On this particular weekend’s adventure, I carpooled in with a bandmate, showing up at a new place (new to us) and by the time I got there, not even counting the first piece of stress that there was nowhere to park and no evident clear path to load our gear in, it was evident that there was already some problems that had to be dealt with. Namely, we had a stage area that was way too tiny and a restaurant owner who was more than just a little concerned (freaking out, perhaps one might say) about this.
“Wait, you have five people in your band?” she said with great worry to the guy in the band who booked this. “We only do bands with four at most! We can’t fit five!” Yeah, but your assistant booked us and she knew we had five…
The bandmate booking rep managed to talk her off the ledge by assuring her it would be OK. He said, “Let’s make it work tonight. We’ll get through it. And then for the future, if you don’t think we’re a fit, no worries. But let’s get through tonight. We’ll be fine.”
And then began the act of making good on our promise. We crammed everything in. One guy turned his mic-stand sideways. Another literally stood in the entrance to a closet, using a wireless connection to his guitar amp.
For me, I had to strip down to a drum set with two drums only: my snare drum and bass drum. I play a small-ish kit to begin with, but usually there are at least two tom-toms: one on the bass drum and one on the floor. A standard “four-piece” set up. Now, I had to ditch the rack tom so I could mount my ride cymbal on the bass drum and save floor space, and there also wasn’t enough room to put a floor tom and my microphone stand on the stage. So, besides that I had to “make it work” with a somewhat-different configuration, I also had to put my mic stand and my monitoring stuff to the right of me where the floor tom usually would sit. So what, right? Well, actually, it’s a somewhat significant issue, because I’m totally accustomed to having that stuff on the left. Let me explain further…

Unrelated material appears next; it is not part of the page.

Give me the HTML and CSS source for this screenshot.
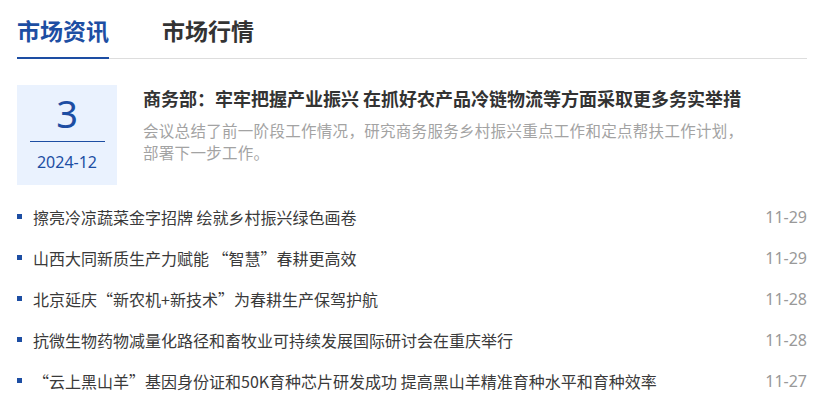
FILE: index.html
```html
<!DOCTYPE html>
<html lang="zh-CN">
<head>
    <meta charset="UTF-8">
    <meta name="viewport" content="width=device-width, initial-scale=1.0">
    <title>市场资讯</title>
    <link rel="stylesheet" href="styles.css">
</head>
<body>
    <div class="news-panel">
        <div class="tabs">
            <div class="tab active">市场资讯</div>
            <div class="tab">市场行情</div>
        </div>

        <div class="featured">
            <div class="date-box">
                <div class="day">3</div>
                <div class="divider"></div>
                <div class="month">2024-12</div>
            </div>
            <div class="featured-body">
                <div class="featured-title">商务部：牢牢把握产业振兴 在抓好农产品冷链物流等方面采取更多务实举措</div>
                <p class="featured-summary">会议总结了前一阶段工作情况，研究商务服务乡村振兴重点工作和定点帮扶工作计划，部署下一步工作。</p>
            </div>
        </div>

        <ul class="news-list">
            <li>
                <span class="dot"></span>
                <span class="news-title">擦亮冷凉蔬菜金字招牌 绘就乡村振兴绿色画卷</span>
                <span class="news-date">11-29</span>
            </li>
            <li>
                <span class="dot"></span>
                <span class="news-title">山西大同新质生产力赋能 “智慧”春耕更高效</span>
                <span class="news-date">11-29</span>
            </li>
            <li>
                <span class="dot"></span>
                <span class="news-title">北京延庆“新农机+新技术”为春耕生产保驾护航</span>
                <span class="news-date">11-28</span>
            </li>
            <li>
                <span class="dot"></span>
                <span class="news-title">抗微生物药物减量化路径和畜牧业可持续发展国际研讨会在重庆举行</span>
                <span class="news-date">11-28</span>
            </li>
            <li>
                <span class="dot"></span>
                <span class="news-title">“云上黑山羊”基因身份证和50K育种芯片研发成功 提高黑山羊精准育种水平和育种效率</span>
                <span class="news-date">11-27</span>
            </li>
        </ul>
    </div>
</body>
</html>
```

FILE: styles.css
```css
body {
    margin: 0;
    background: #fff;
    font-family: "Noto Sans CJK SC", "Noto Sans", sans-serif;
    color: #333;
}
.news-panel {
    padding: 0 20px 0 17px;
}

/* tabs */
.tabs {
    display: flex;
    gap: 53px;
    padding-top: 13px;
    border-bottom: 1px solid #ddd;
}
.tab {
    position: relative;
    font-size: 23px;
    font-weight: 700;
    line-height: 34px;
    padding-bottom: 11px;
    color: #333;
}
.tab.active {
    color: #1d4ea3;
}
.tab.active::after {
    content: "";
    position: absolute;
    left: 0;
    right: 0;
    bottom: -1px;
    height: 2px;
    background: #1d4ea3;
}

/* featured item */
.featured {
    display: flex;
    gap: 26px;
    margin-top: 26px;
}
.date-box {
    flex: 0 0 100px;
    height: 100px;
    box-sizing: border-box;
    padding-top: 9px;
    background: #eaf2fe;
    color: #1d4ea3;
    font-family: "Noto Sans", sans-serif;
    display: flex;
    flex-direction: column;
    align-items: center;
}
.day {
    font-size: 38px;
    line-height: 38px;
}
.divider {
    width: 75px;
    height: 1px;
    margin-top: 9px;
    background: #1d4ea3;
}
.month {
    font-size: 16px;
    line-height: 20px;
    margin-top: 10px;
}
.featured-body {
    width: 606px;
}
.featured-title {
    font-size: 18px;
    font-weight: 700;
    line-height: 26px;
    color: #333;
}
.featured-summary {
    margin: 8px 0 0;
    font-size: 15.5px;
    letter-spacing: 0.3px;
    line-height: 22px;
    color: #a3a3a3;
}

/* list */
.news-list {
    list-style: none;
    margin: 12px 0 0;
    padding: 0;
}
.news-list li {
    display: flex;
    align-items: center;
    height: 41px;
    font-size: 16px;
    line-height: 41px;
}
.dot {
    flex: 0 0 5px;
    height: 5px;
    margin: 0 11px 3px 0;
    background: #1d4ea3;
}
.news-title {
    flex: 1;
    color: #3a3a3a;
    white-space: nowrap;
    overflow: hidden;
}
.news-date {
    font-family: "Noto Sans", sans-serif;
    color: #999;
    margin-left: 20px;
}
```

Singing and drumming at the same time presents different challenges than other singing instrumentalists have. Among them, we play in a sitting, stationary position, so we can’t just casually move around to step up to our mic. We’re fixed. The mic has to be just where it needs to be and there’s no room for variation. Then, of course, we have to swing our arms around—holding sticks in our hands that make our limbs a foot longer—and the possibility of the mic or mic stand being in the way and getting clobbered is significant. I’ll go as far as to argue that even in the best situation, it is always in the way, period, and the ability to do your job as a drummer and not smack into the boom arm or mic is a skill in itself that gets developed with practice. And my skill in that area is developed “on the left.” I have oodles of experience—physically and ergonomically positioning myself—with that stuff coming in from my left. Conversely, I’ve very little experience with it coming in from my right. That was a challenge I accepted I had to work around.
I mentioned the monitoring stuff, too. My in ear controls—depending on what I’m using—either snap to my belt (on my left) or clip to the mic stand (on my left). Either way, again, my ability to keep a groove going mid-song while reaching over and making adjustments is entirely based on muscle memory working “to the left.” Not so on the right.

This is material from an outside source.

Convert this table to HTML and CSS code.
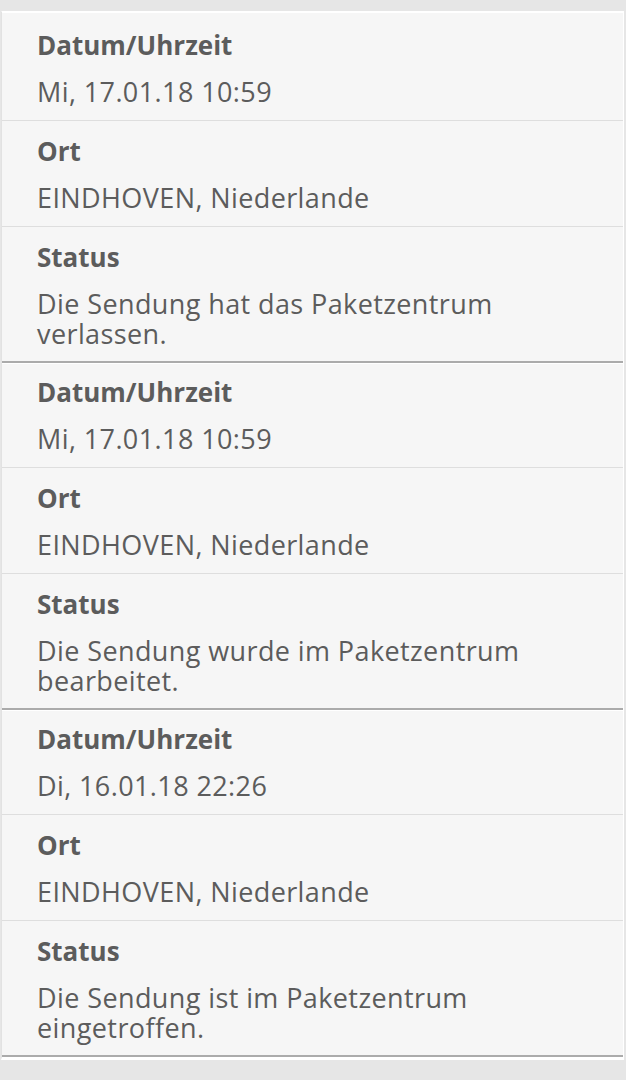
FILE: index.html
```html
<!DOCTYPE html>
<html lang="de">
<head>
<meta charset="utf-8">
<link rel="stylesheet" href="styles.css">
</head>
<body>
<div class="panel">
  <section class="group">
    <div class="item"><div class="label">Datum/Uhrzeit</div><div class="value">Mi, 17.01.18 10:59</div></div>
    <div class="item"><div class="label">Ort</div><div class="value">EINDHOVEN, Niederlande</div></div>
    <div class="item"><div class="label">Status</div><div class="value">Die Sendung hat das Paketzentrum verlassen.</div></div>
  </section>
  <section class="group">
    <div class="item"><div class="label">Datum/Uhrzeit</div><div class="value">Mi, 17.01.18 10:59</div></div>
    <div class="item"><div class="label">Ort</div><div class="value">EINDHOVEN, Niederlande</div></div>
    <div class="item"><div class="label">Status</div><div class="value">Die Sendung wurde im Paketzentrum bearbeitet.</div></div>
  </section>
  <section class="group">
    <div class="item"><div class="label">Datum/Uhrzeit</div><div class="value">Di, 16.01.18 22:26</div></div>
    <div class="item"><div class="label">Ort</div><div class="value">EINDHOVEN, Niederlande</div></div>
    <div class="item"><div class="label">Status</div><div class="value">Die Sendung ist im Paketzentrum eingetroffen.</div></div>
  </section>
</div>
</body>
</html>
```
FILE: styles.css
```css
html, body {
  margin: 0;
  padding: 0;
  background: #e6e6e6;
}
body {
  padding-top: 11px;
  height: 1080px;
  box-sizing: border-box;
  font-family: "Open Sans", "Noto Sans", sans-serif;
  color: #5c5c5c;
}
.panel {
  margin: 0 2px 0 1px;
  background: #f6f6f6;
  border-top: 1px solid #ffffff;
  border-left: 1px solid #e2e2e2;
  border-right: 1px solid #ffffff;
  border-bottom: 3px solid #ffffff;
}
.group {
  display: flex;
  flex-direction: column;
  border-bottom: 2px solid #ababab;
}
.item {
  display: flex;
  flex-direction: column;
  gap: 17px;
  padding: 15px 60px 13px 35px;
  border-top: 1px solid #ffffff;
}
.item + .item {
  box-shadow: inset 0 1px 0 #dedede;
  border-top: none;
  padding-top: 16px;
}
.item:last-child {
  padding-bottom: 12px;
}
.group:first-child .item:first-child {
  padding-top: 17px;
}
.group + .group .item:first-child {
  padding-top: 13px;
}
.label {
  font-size: 26px;
  line-height: 30px;
  font-weight: 700;
}
.value {
  font-size: 27px;
  line-height: 30px;
  font-weight: 400;
  letter-spacing: 0.4px;
}
```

So, no, I’m not trying to paint the picture that the issues I had to deal with were ridiculously insurmountable like “Oh, I had to play using my teeth because my arms were in a straitjacket.” They weren’t. But they were added wrinkles that I reasonably-confidently worked around, and that made me feel good about myself. Not because I’m trying to stroke myself here, but because I know full-well that there was a time in my journey where these kind of curve balls would have stressed me out to no end and would have thrown me off my game significantly. Hell, in the beginning years of my playing when I was but a wee drumming pup, just having a drum on the kit set up at a slightly different height or angle would totally screw me up. I remember being 17 and taking measurements with a tape measure and writing them down before breakdown for a gig: “Ok, my snare drum has to be exactly 18 inches off the ground and positioned 4 inches from the hi-hat stand.” I was worried that if I placed it 19 and 5 inches instead that I wouldn’t be able to play without screwing up. I’ve come a long way in 30+ years.
But that “coming a long way” has a lot to do with doing it, and doing it, and doing it, and doing it. You get good when you wash, rinse, and repeat. And that makes me happy—it fuels the pride I have in doing this craft—to think that I have earned my way into the fraternity of people who are capable of dealing with what is thrown at me on a gig without feeling like I need to go throw up first.

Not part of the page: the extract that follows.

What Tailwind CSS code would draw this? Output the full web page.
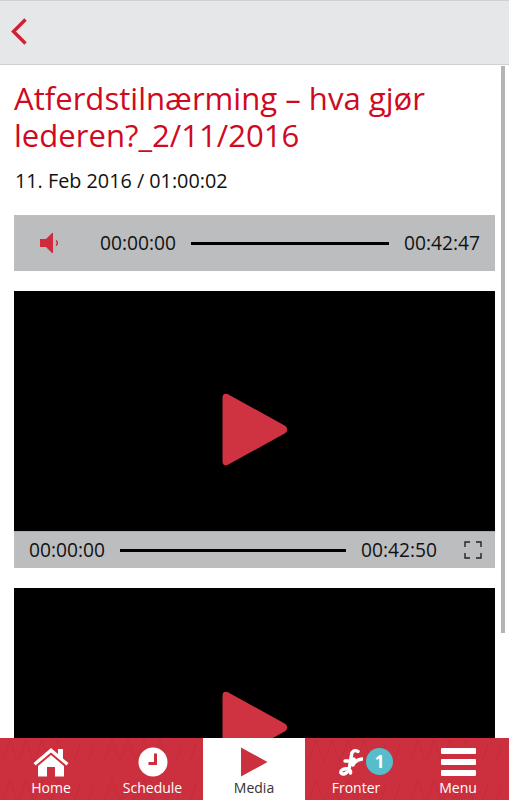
<!DOCTYPE html>
<html lang="en">
<head>
<meta charset="UTF-8">
<meta name="viewport" content="width=device-width, initial-scale=1.0">
<title>Media</title>
<script src="https://cdn.jsdelivr.net/npm/@tailwindcss/browser@4"></script>
</head>
<body class="bg-white">
<div class="flex flex-col h-[800px] w-[509px] overflow-hidden font-['Open_Sans',sans-serif]">
  <!-- top bar -->
  <header class="h-[65px] shrink-0 bg-[#e6e7e9] border-t border-b border-[#cfd0d2] flex items-center pl-[11px] pb-[3px]">
    <svg width="16" height="27" viewBox="0 0 16 27"><path d="M14.5 1.5 L2.5 13.5 L14.5 25.5" fill="none" stroke="#cf2136" stroke-width="3.4"/></svg>
  </header>

  <!-- content -->
  <main class="relative flex-1 overflow-hidden px-[14px]">
    <div class="absolute right-[4px] top-[1px] w-[4px] h-[567px] bg-[#b4b4b4]"></div>
    <h1 class="mt-[15px] text-[31.100px] leading-[37px] text-[#cf0a1f] w-[470px]">Atferdstilnærming – hva gjør lederen?_2/11/2016</h1>
    <p class="mt-[13px] ml-[1px] text-[19.800px] leading-[27px] text-[#111]">11. Feb 2016 / 01:00:02</p>

    <!-- audio player -->
    <div class="mt-[21px] w-[481px] h-[56px] bg-[#bcbdbf] flex items-center">
      <svg class="ml-[25px] mr-[39px]" width="22" height="24" viewBox="0 0 22 24"><path d="M1 8h6L13 2h1v20h-1L7 16H1z" fill="#cf2b3c"/><path d="M17 9.500a3 3 0 0 1 0 5" fill="none" stroke="#cf2b3c" stroke-width="1.500"/></svg>
      <span class="text-[19.200px] text-[#111] w-[75px]">00:00:00</span>
      <div class="ml-[16px] w-[198px] h-[3px] bg-black"></div>
      <span class="ml-[15px] text-[19.200px] text-[#111]">00:42:47</span>
    </div>

    <!-- video player -->
    <div class="mt-[20px] w-[481px] h-[240px] bg-black flex items-start pt-[102px] pl-[208px]">
      <svg width="66" height="73" viewBox="0 0 66 73"><path d="M5.500 1 L63.500 33 Q67 36.500 63.500 40 L5.500 72 Q0.500 73.500 0.500 68 L0.500 5 Q0.500 -0.500 5.500 1z" fill="#cf3240"/></svg>
    </div>
    <div class="w-[481px] h-[37px] bg-[#bcbdbf] border-t border-[#a8a9ab] flex items-center pl-[15px]">
      <span class="text-[19.200px] text-[#111] w-[75px]">00:00:00</span>
      <div class="ml-[16px] w-[226px] h-[3px] bg-black"></div>
      <span class="ml-[15px] text-[19.200px] text-[#111] w-[75px]">00:42:50</span>
      <svg class="ml-[28px]" width="18" height="18" viewBox="0 0 18 18"><path d="M1 6V1h5M12 1h5v5M17 12v5h-5M6 17H1v-5" fill="none" stroke="#222" stroke-width="1.400"/></svg>
    </div>

    <!-- second video, cut off by the tab bar -->
    <div class="mt-[20px] w-[481px] h-[240px] bg-black flex items-start pt-[103px] pl-[208px]">
      <svg width="66" height="73" viewBox="0 0 66 73"><path d="M5.500 1 L63.500 33 Q67 36.500 63.500 40 L5.500 72 Q0.500 73.500 0.500 68 L0.500 5 Q0.500 -0.500 5.500 1z" fill="#cf3240"/></svg>
    </div>
  </main>

  <!-- tab bar -->
  <nav class="relative h-[62px] shrink-0 bg-[#cc2f3d] flex">
    <svg class="absolute inset-0" width="509" height="62"><defs><pattern id="zig" width="102" height="40" patternUnits="userSpaceOnUse"><path d="M2 24 L10 2 L18 24 L26 2 L34 24 L42 2 L50 24 L58 2 L66 24 M74 24 L80 6 M88 24 L94 6" fill="none" stroke="#c02d3a" stroke-width="1"/></pattern></defs><rect width="509" height="62" fill="url(#zig)"/></svg>

    <a class="relative w-[102px] flex flex-col items-center text-white">
      <svg class="mt-[9px]" width="36" height="30" viewBox="0 0 36 30"><path d="M0.500 16 L18 1 L25 7 V2 H30 V11.500 L35.500 16 L33.500 18.500 L18 5.500 L2.500 18.500z" fill="#fff"/><path d="M5 19 L18 8 L31 19 V29.500 H22 V20 H14 V29.500 H5z" fill="#fff"/></svg>
      <span class="text-[14px] leading-[16px] mt-[3px]">Home</span>
    </a>
    <a class="relative w-[101px] flex flex-col items-center text-white">
      <svg class="mt-[9px]" width="30" height="30" viewBox="0 0 30 30"><circle cx="15" cy="15" r="14.500" fill="#fff"/><path d="M16 6.500 H19 V18 H10.500 V15 H16z" fill="#cc2f3d"/></svg>
      <span class="text-[14px] leading-[16px] mt-[3px]">Schedule</span>
    </a>
    <a class="relative w-[102px] bg-white flex flex-col items-center text-[#333]">
      <svg class="mt-[9px]" width="28" height="30" viewBox="0 0 28 30"><path d="M1 0.500 L27.500 15 L1 29.500z" fill="#cc2f3d"/></svg>
      <span class="text-[14px] leading-[16px] mt-[3px]">Media</span>
    </a>
    <a class="relative w-[102px] flex flex-col items-center text-white">
      <svg class="mt-[10px] mr-[12px]" width="26" height="29" viewBox="0 0 26 29"><path d="M21 3.500 C17.500 1.500 15 3 14.500 7 L12.500 19 C11.500 25 6 27.500 4 25 C3 22 7.500 20 11 21 C13 22 14 23 13.500 25 M8 13 H13 C15 13 16.500 12.500 17 11 L16 17 C18 13 21 11.500 25 11" fill="none" stroke="#fff" stroke-width="3.400" stroke-linecap="round" stroke-linejoin="round"/></svg>
      <span class="text-[14px] leading-[16px] mt-[3px]">Fronter</span>
      <span class="absolute left-[61px] top-[10px] w-[27px] h-[27px] rounded-full bg-[#57bccb] text-white text-[17px] font-bold flex items-center justify-center">1</span>
    </a>
    <a class="relative w-[102px] flex flex-col items-center text-white">
      <div class="mt-[10px] w-[35px] flex flex-col gap-[5px]">
        <div class="h-[6px] bg-white rounded-[1px]"></div>
        <div class="h-[6px] bg-white rounded-[1px]"></div>
        <div class="h-[6px] bg-white rounded-[1px]"></div>
      </div>
      <span class="text-[14px] leading-[16px] mt-[4px]">Menu</span>
    </a>
  </nav>
</div>
</body>
</html>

That was a more detailed breakdown of my personal story for the evening, but what made it great was that the whole band stepped up. In the end, the show went quite well and the owner was very happy. Carpooling home, my mate and I recapped the evening. I made the comment about how everyone met the challenge, and he noted that a real strength of this particular group is that there were five participants and no one was a “problem child,” as you sometimes have in bands. No one was going to throw a fit or demand that they had to set up their Marshall Full Stack. Everyone understood the concerns of the owner—who has a business to run—and we all worked to make it a success. It’s like we’re all… professionals. Even if we’re not. You can be professional without being a professional. And maybe that makes you a professional of sorts. My mate made this comment in summary: “We’ve been doing this long enough and have enough experience that I think we could hold our own with professionals in a lot of settings, even though we’re technically not (people who do it as our primary source of income). It’s like we’re ‘casually professional.’”
Indeed. “Casually Professional.” I like that. It warms the cockles of my heart to think that could be true. I love what I do.